For one thing, I do not attribute the difference in invalidation rates to the competing renditions of the burden of proof (clear and convincing evidence in court, preponderance of the evidence in the PTAB) or the alternative ways to construe claims (Phillips in court, broadest reasonable interpretation in the PTAB). Those different standards are mere makeweights, tipping the scales only in the most marginal circumstances. From the hundreds of cases I have observed, the more cogent explanation for the statistics is personnel: Compared to their judicial counterparts, PTAB judges are biased in favor of invalidity. Personnel differences also explain a more disturbing phenomenon, mainly, that the Patent and Trademark Office seems to be at war with itself. Frequently, the PTAB invalidates claims based on prior art that examiners considered during initial prosecution. The only explanation for such discordant outcomes is that PTO examiners take a more pro-patent view of validity than the judges who make up the PTAB.
Second, the PTAB’s bias in favor of invalidity seems wrapped within a more general bias in favor of parties challenging patent claims. Ambiguities in the AIA are almost universally construed against the patentee, and the PTAB takes a capacious view of its statutory authority. For instance, Federal Circuit Judges Dyk and Wallach recently raised “serious questions” about the PTAB’s practice of allowing an otherwise time-barred petitioner not only to join an IPR, but also to raise new grounds not contained in the instituted petition. In a similar vein, the PTAB has embraced a very wide (and largely unreviewable) definition of “a financial product or service,” allowing a host of claims to fall within the ambit of a “Covered Business Method Patent.” That, of course, is significant, as CBMs are subject to additional invalidity grounds—including under Section 101—that are not available in petitions for inter partes review.
Third, district courts largely have determined that interests of efficiency and judicial economy favor deferring to the PTAB once a decision to institute a proceeding has been made. Most parallel proceedings in district court are stayed once an IPR or CBM is instituted. The upshot is that the supposed savings in time and litigation costs that were heralded by proponents of the AIA have not materialized. Patent cases are filed in district court; defendants typically wait close to a year to file IPRs; institution decisions issue six months later; and final written decisions follow another six to 12 months after that. As a result, litigants bear 12-18 months of litigation expenses, followed by a year or more of costs at the PTAB, with litigation (or appeals) proceeding thereafter depending on how the PTAB rules. Not exactly the hoped for picture of efficiency or economy.

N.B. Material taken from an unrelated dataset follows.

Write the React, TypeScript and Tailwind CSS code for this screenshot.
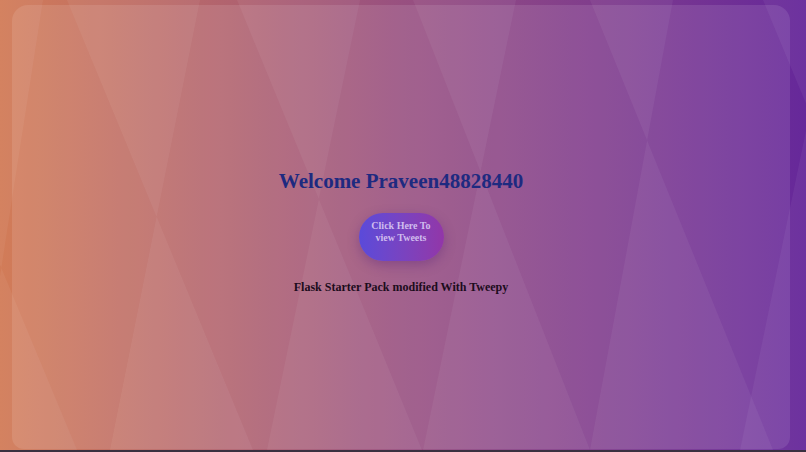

Taken together, these observations have produced predictable results. The value of a patent is the expected value it will produce in litigation, discounted to the present based on the time it will take to extract a judgment (or judgments). By definition, when the expected value of litigation goes down and the time to final judgment goes up, the asset is less valuable. Moreover, the PTAB has placed a heavy enough thumb on the scales that accused infringers almost always will pursue PTAB proceedings before considering settlement options. As a result, patent litigation today is more of a binary bet, as opposed to one where parties can reach reasonable settlements at various points during the life cycle of a case. That is not to say that no cases settle. Some do. But on the margin, the trend is to gear up for a fight that will go the proverbial distance—increasing the expected cost of litigation, extending the time to money, and raising the price of investor capital.
A related consequence of the point just made is that investors must focus on the rare class of path-marking innovations (where validity is less of a question) that nevertheless have been adopted quickly enough to support a substantial volume of infringement and thus an asymmetric return. Such patents do of course exist. But the far greater class of inventions that marginally improve over the prior art are essentially un-investable. The risk-reward associated with pursuing infringers of those claims will almost always steer capital away.
If one believes that most patents are low quality, that marginal patents deserve little to no return (and thus that the innovation behind them should not be pursued), that patents were previously overvalued, or that lower costs for goods and services today are worth trading a slower embrace of what otherwise would be tomorrow’s R&D-driven innovation, then the PTAB’s fifth birthday is a milestone to celebrate. But I suspect Congress did not hold these beliefs when it enacted the AIA and does not hold them now. Any assessment of the Act should confront head-on its dramatic effect on the value of intellectual property assets and the corresponding incentives (or disincentives) to allocate capital to innovation.